Half duplex transmission with asymmetric surface normal electro absorption modulator-based optical transceiver for camera-on-tip surgical endoscopes

Emerging camera-on-tip surgical endoscopes supporting hyperspectral imaging with high frame rates to minimize motion artifacts will require alternatives to conventional read-out electrical wiring. We propose an optical communication link utilizing an asymmetric reflective surface-normal electro-absorption modulator (SNEAM) at the distal end of an endoscope, functioning as both a modulator and detector. The light for the communication channel is delivered from a proximal source via an optical fiber, eliminating the need for a power-hungry laser at the distal tip.

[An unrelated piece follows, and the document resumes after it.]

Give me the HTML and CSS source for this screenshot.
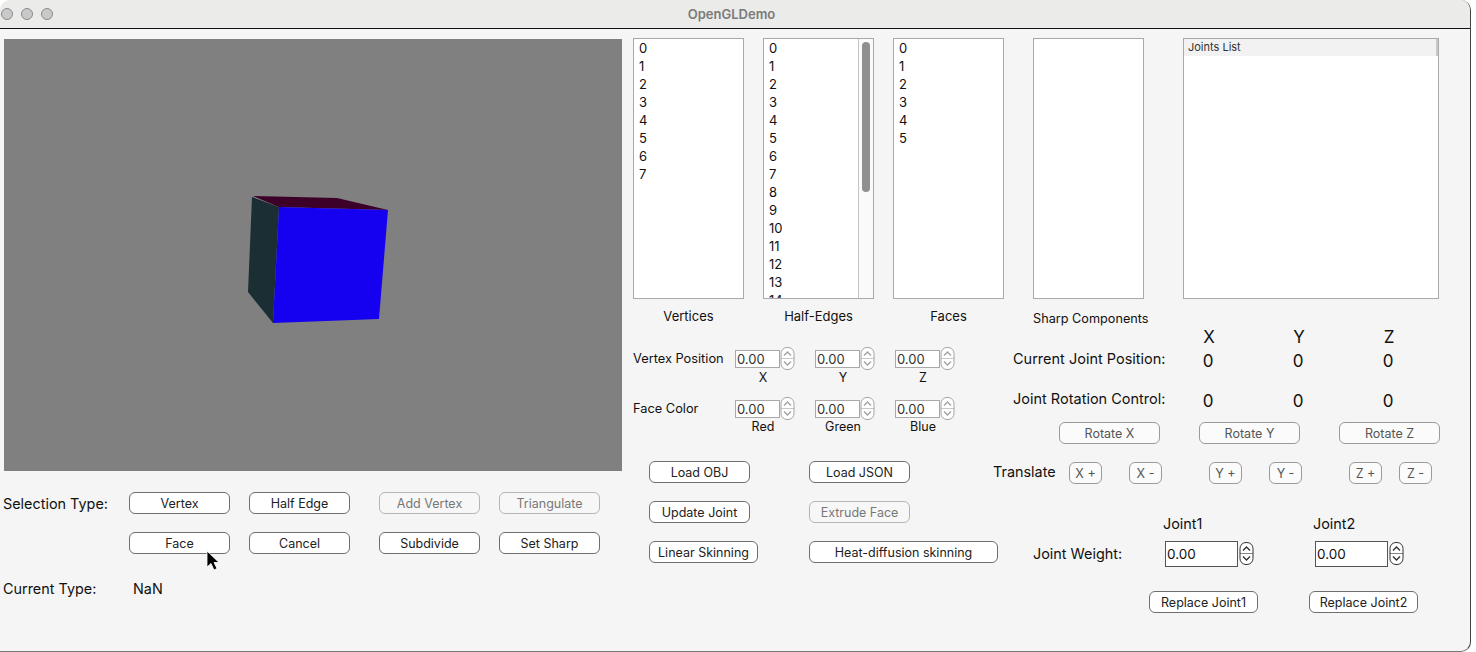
FILE: index.html
```html
<!DOCTYPE html>
<html lang="en">
<head>
    <meta charset="UTF-8">
    <meta name="viewport" content="width=device-width, initial-scale=1.0">
    <title>OpenGLDemo</title>
    <link rel="stylesheet" href="styles.css">
</head>
<body>
    <svg class="sprites" width="0" height="0">
        <symbol id="spin" viewBox="0 0 15 23">
            <rect x="1" y="0.5" width="13" height="22" rx="6" fill="#fff" stroke="currentColor"/>
            <path d="M1 11.5H14" stroke="currentColor" stroke-width="0.6"/>
            <path d="M4 8.5 7.5 5 11 8.5M4 14.5 7.5 18 11 14.5" fill="none" stroke="currentColor" stroke-width="1.4"/>
        </symbol>
    </svg>
    <div class="window">
        <div class="titlebar">
            <span class="light"></span><span class="light"></span><span class="light"></span>
            <div class="title">OpenGLDemo</div>
        </div>

        <div class="content">
            <div class="left">
                <div class="viewport">
                    <svg width="618" height="432" viewBox="4 39 618 432">
                        <polygon points="253,196 337,198 388,210 279,207" fill="#3c0029"/>
                        <polygon points="252,197 279,207 273,323 248,292" fill="#1b2e34"/>
                        <polygon points="279,207 388,210 379,319 273,323" fill="#1500f0"/>
                    </svg>
                </div>
                <div class="sel-row first">
                    <div class="sel-label">Selection Type:</div>
                    <button class="btn">Vertex</button>
                    <button class="btn">Half Edge</button>
                    <button class="btn off wide-gap">Add Vertex</button>
                    <button class="btn off">Triangulate</button>
                </div>
                <div class="sel-row">
                    <div class="sel-label"></div>
                    <button class="btn face-btn">Face</button>
                    <button class="btn">Cancel</button>
                    <button class="btn wide-gap">Subdivide</button>
                    <button class="btn">Set Sharp</button>
                </div>
                <div class="cur-row">
                    <div class="cur-label">Current Type:</div>
                    <div>NaN</div>
                </div>
            </div>

            <div class="right">
                <div class="lists">
                    <div class="list-col">
                        <ul class="list">
                            <li>0</li><li>1</li><li>2</li><li>3</li><li>4</li><li>5</li><li>6</li><li>7</li>
                        </ul>
                        <div class="list-name">Vertices</div>
                    </div>
                    <div class="list-col">
                        <div class="list scrolled">
                            <ul>
                                <li>0</li><li>1</li><li>2</li><li>3</li><li>4</li><li>5</li><li>6</li><li>7</li>
                                <li>8</li><li>9</li><li>10</li><li>11</li><li>12</li><li>13</li><li>14</li>
                            </ul>
                            <div class="scrollbar"><div class="thumb"></div></div>
                        </div>
                        <div class="list-name">Half-Edges</div>
                    </div>
                    <div class="list-col">
                        <ul class="list">
                            <li>0</li><li>1</li><li>2</li><li>3</li><li>4</li><li>5</li>
                        </ul>
                        <div class="list-name">Faces</div>
                    </div>
                    <div class="list-col sharp">
                        <ul class="list"></ul>
                        <div class="list-name">Sharp Components</div>
                    </div>
                    <div class="list-col joints">
                        <div class="list">
                            <div class="list-head">Joints List</div>
                        </div>
                    </div>
                </div>

                <div class="lower">
                    <div class="form-col">
                        <div class="spin-row">
                            <div class="spin-label">Vertex Position</div>
                            <div class="spin-item"><div class="spin"><span class="num">0.00</span><svg width="15" height="23"><use href="#spin"/></svg></div><div class="cap">X</div></div>
                            <div class="spin-item"><div class="spin"><span class="num">0.00</span><svg width="15" height="23"><use href="#spin"/></svg></div><div class="cap">Y</div></div>
                            <div class="spin-item"><div class="spin"><span class="num">0.00</span><svg width="15" height="23"><use href="#spin"/></svg></div><div class="cap">Z</div></div>
                        </div>
                        <div class="spin-row second">
                            <div class="spin-label">Face Color</div>
                            <div class="spin-item"><div class="spin"><span class="num">0.00</span><svg width="15" height="23"><use href="#spin"/></svg></div><div class="cap">Red</div></div>
                            <div class="spin-item"><div class="spin"><span class="num">0.00</span><svg width="15" height="23"><use href="#spin"/></svg></div><div class="cap">Green</div></div>
                            <div class="spin-item"><div class="spin"><span class="num">0.00</span><svg width="15" height="23"><use href="#spin"/></svg></div><div class="cap">Blue</div></div>
                        </div>
                        <div class="load-row top">
                            <button class="btn">Load OBJ</button>
                            <button class="btn">Load JSON</button>
                        </div>
                        <div class="load-row">
                            <button class="btn">Update Joint</button>
                            <button class="btn off">Extrude Face</button>
                        </div>
                        <div class="load-row">
                            <button class="btn linear">Linear Skinning</button>
                            <button class="btn heat">Heat-diffusion skinning</button>
                        </div>
                    </div>

                    <div class="joint-col">
                        <div class="axis-row heads"><span>X</span><span>Y</span><span>Z</span></div>
                        <div class="axis-row values">
                            <div class="joint-label">Current Joint Position:</div>
                            <span>0</span><span>0</span><span>0</span>
                        </div>
                        <div class="axis-row values rot">
                            <div class="joint-label">Joint Rotation Control:</div>
                            <span>0</span><span>0</span><span>0</span>
                        </div>
                        <div class="rotate-row">
                            <button class="btn soft">Rotate X</button>
                            <button class="btn soft">Rotate Y</button>
                            <button class="btn soft">Rotate Z</button>
                        </div>
                        <div class="translate-row">
                            <div class="translate-label">Translate</div>
                            <button class="btn soft small">X +</button>
                            <button class="btn soft small">X -</button>
                            <button class="btn soft small gap-y">Y +</button>
                            <button class="btn soft small">Y -</button>
                            <button class="btn soft small gap-z">Z +</button>
                            <button class="btn soft small gap-zm">Z -</button>
                        </div>
                        <div class="weight-heads"><span>Joint1</span><span>Joint2</span></div>
                        <div class="weight-row">
                            <div class="weight-label">Joint Weight:</div>
                            <div class="spin big"><span class="num">0.00</span><svg width="15" height="23"><use href="#spin"/></svg></div>
                            <div class="spin big"><span class="num">0.00</span><svg width="15" height="23"><use href="#spin"/></svg></div>
                        </div>
                        <div class="replace-row">
                            <button class="btn replace">Replace Joint1</button>
                            <button class="btn replace">Replace Joint2</button>
                        </div>
                    </div>
                </div>
            </div>
        </div>
    </div>
    <svg class="cursor" width="16" height="22" viewBox="0 0 16 22">
        <path d="M1 1V17L5 13.5 8 20 11 18.5 8 12.5H13Z" fill="#000" stroke="#fff" stroke-width="0.8"/>
    </svg>
</body>
</html>
```

FILE: styles.css
```css
* {
    margin: 0;
    padding: 0;
    box-sizing: border-box;
}

body {
    width: 1476px;
    height: 652px;
    overflow: hidden;
    background: #fff;
    font-family: 'Inter', 'Liberation Sans', sans-serif;
    font-size: 13px;
    color: #111;
}

.sprites {
    display: block;
}

.window {
    width: 1471px;
    height: 652px;
    background: #f5f5f5;
    border-right: 1px solid #444;
    border-bottom: 1px solid #777;
    border-radius: 10px 10px 10px 0;
    overflow: hidden;
}

.titlebar {
    height: 29px;
    background: #ebebe9;
    border-bottom: 1px solid #111;
    display: flex;
    align-items: center;
    padding-left: 1px;
    gap: 8px;
    position: relative;
}

.light {
    width: 12px;
    height: 12px;
    border-radius: 50%;
    background: #c9c9c9;
    border: 1px solid #8b8b8b;
}

.title {
    position: absolute;
    left: 0;
    right: 7px;
    text-align: center;
    font-size: 13px;
    font-weight: 600;
    color: #7a7a7a;
}

.content {
    display: flex;
}

/* left side */
.left {
    width: 633px;
    padding-left: 4px;
    padding-top: 10px;
}

.viewport {
    width: 618px;
    height: 432px;
    background: #808080;
}

.viewport svg {
    display: block;
}

.sel-row {
    display: flex;
    align-items: center;
    height: 22px;
    margin-top: 18px;
    margin-left: -1px;
}

.sel-row.first {
    margin-top: 21px;
}

.sel-label {
    width: 126px;
    font-size: 14.4px;
    white-space: nowrap;
}

.btn {
    width: 101px;
    height: 22px;
    flex: none;
    background: #fff;
    border: 1px solid #6f6f6f;
    border-radius: 6px;
    font-family: inherit;
    font-size: 12.5px;
    color: #222;
    text-align: center;
}

.btn.off {
    color: #777;
    border-color: #b5b5b5;
    background: #f7f7f7;
}

.btn.soft {
    color: #555;
    border-color: #9a9a9a;
    background: #fbfbfb;
}

.sel-row .btn + .btn {
    margin-left: 19px;
}

.sel-row .btn.wide-gap {
    margin-left: 29px;
}

.cur-row {
    display: flex;
    align-items: center;
    margin-top: 26px;
    margin-left: -1px;
    font-size: 14.4px;
}

.cur-label {
    width: 130px;
}

/* right side */
.right {
    flex: 1;
}

.lists {
    display: flex;
    padding-top: 9px;
}

.list-col {
    width: 111px;
    margin-right: 19px;
}

.list-col.sharp {
    margin-left: 10px;
    margin-right: 39px;
}

.list-col.joints {
    width: 256px;
    margin-right: 0;
}

.list {
    display: block;
    list-style: none;
    height: 261px;
    background: #fff;
    border: 1px solid #a9a9a9;
    padding: 0 0 0 5px;
    overflow: hidden;
    font-size: 13px;
    line-height: 18px;
}

.list.scrolled {
    display: flex;
    justify-content: space-between;
    padding-right: 0;
}

.list.scrolled ul {
    list-style: none;
}

.scrollbar {
    width: 15px;
    height: 260px;
    border-left: 1px solid #c4c4c4;
    background: #fafafa;
    padding: 3px 3px 0;
}

.thumb {
    width: 8px;
    height: 150px;
    border-radius: 4px;
    background: #8f8f8f;
}

.joints .list {
    padding: 0;
}

.list-head {
    height: 17px;
    line-height: 16px;
    padding-left: 4px;
    font-size: 11px;
    color: #333;
    background: #f2f2f2;
    border-right: 2px solid #c8c8c8;
}

.list-name {
    margin-top: 9px;
    text-align: center;
    line-height: 16px;
    white-space: nowrap;
}

.sharp .list-name {
    margin-top: 12px;
    margin-bottom: -1px;
    text-align: left;
    font-size: 12.7px;
}

.lower {
    display: flex;
}

.form-col {
    width: 366px;
    padding-top: 23px;
}

.spin-row {
    display: flex;
    height: 40px;
}

.spin-row.second {
    margin-top: 10px;
}

.spin-label {
    width: 102px;
    line-height: 20px;
    font-size: 12.8px;
    white-space: nowrap;
}

.spin-item {
    width: 80px;
    margin-top: -2px;
}

.spin {
    display: flex;
    align-items: center;
    height: 23px;
    color: #a3a3a3;
}

.num {
    width: 45px;
    height: 18px;
    line-height: 16px;
    background: #fff;
    border: 1px solid #a9a9a9;
    padding-left: 1px;
    font-size: 13px;
    color: #333;
}

.cap {
    width: 56px;
    text-align: center;
    line-height: 13px;
    margin-top: 1px;
    font-size: 12.5px;
}

.second .cap {
    margin-top: 0;
}

.load-row {
    display: flex;
    gap: 59px;
    margin-top: 18px;
    padding-left: 16px;
}

.load-row.top {
    margin-top: 22px;
}

.btn.linear {
    width: 109px;
    margin-right: -8px;
}

.btn.heat {
    width: 189px;
}

.joint-col {
    flex: 1;
}

.axis-row {
    display: flex;
    padding-left: 14px;
}

.axis-row span {
    width: 90px;
    text-align: center;
    font-size: 17px;
}

.axis-row.heads {
    padding-left: 165px;
    margin-top: 1px;
    height: 20px;
    line-height: 20px;
}

.axis-row.values {
    height: 20px;
    line-height: 20px;
    margin-top: 4px;
}

.axis-row.rot {
    margin-top: 20px;
}

.joint-label {
    width: 150px;
    font-size: 14.5px;
    white-space: nowrap;
    line-height: 16px;
}

.rotate-row {
    display: flex;
    gap: 39px;
    margin-top: 11px;
    padding-left: 60px;
}

.translate-row {
    display: flex;
    align-items: center;
    margin-top: 18px;
    margin-left: -6px;
}

.translate-label {
    width: 76px;
    font-size: 14.4px;
    margin-top: -4px;
}

.btn.small {
    width: 33px;
    margin-right: 27px;
}

.btn.small.gap-y {
    margin-left: 20px;
}

.btn.small.gap-z {
    margin-left: 20px;
    margin-right: 17px;
}

.btn.small.gap-zm {
    margin-right: 0;
}

.weight-heads {
    display: flex;
    margin-top: 32px;
    padding-left: 164px;
    font-size: 14.4px;
    line-height: 16px;
}

.weight-heads span {
    width: 150px;
}

.weight-row {
    display: flex;
    align-items: center;
    margin-top: 10px;
    padding-left: 34px;
}

.weight-label {
    width: 132px;
    font-size: 14.4px;
}

.spin.big {
    width: 150px;
    color: #333;
    gap: 1px;
}

.spin.big .num {
    width: 73px;
    height: 26px;
    line-height: 24px;
    border-color: #555;
    color: #111;
    font-size: 13.5px;
}

.replace-row {
    display: flex;
    gap: 51px;
    margin-top: 26px;
    padding-left: 150px;
}

.btn.replace {
    width: 109px;
}

.cursor {
    position: absolute;
    left: 206px;
    top: 550px;
}
```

We designed and fabricated a transfer-printed SNEAM, operating as the modulator at ∼1561 nm, and implemented a half duplexing protocol, demonstrating bidirectional transmission at 320 Mb/s over single-mode fiber on a benchtop setup with device power consumption of about 0.5 mW. The fundamental SNEAM cavity resonance can provide ∼6 dB extinction for a 5 V_pp swing, and a device bandwidth of ∼8 GHz was measured at -6 V bias. By leveraging the enhancement from a cavity side resonance at 1314 nm, the photocurrent responsivity was significantly improved. This, combined with the low optical fiber loss due to the short, few-meter, link length, enabled error-free operation (BER < 10⁻⁹) without transimpedance amplifier or forward error correction, minimizing footprint and power consumption at the distal end.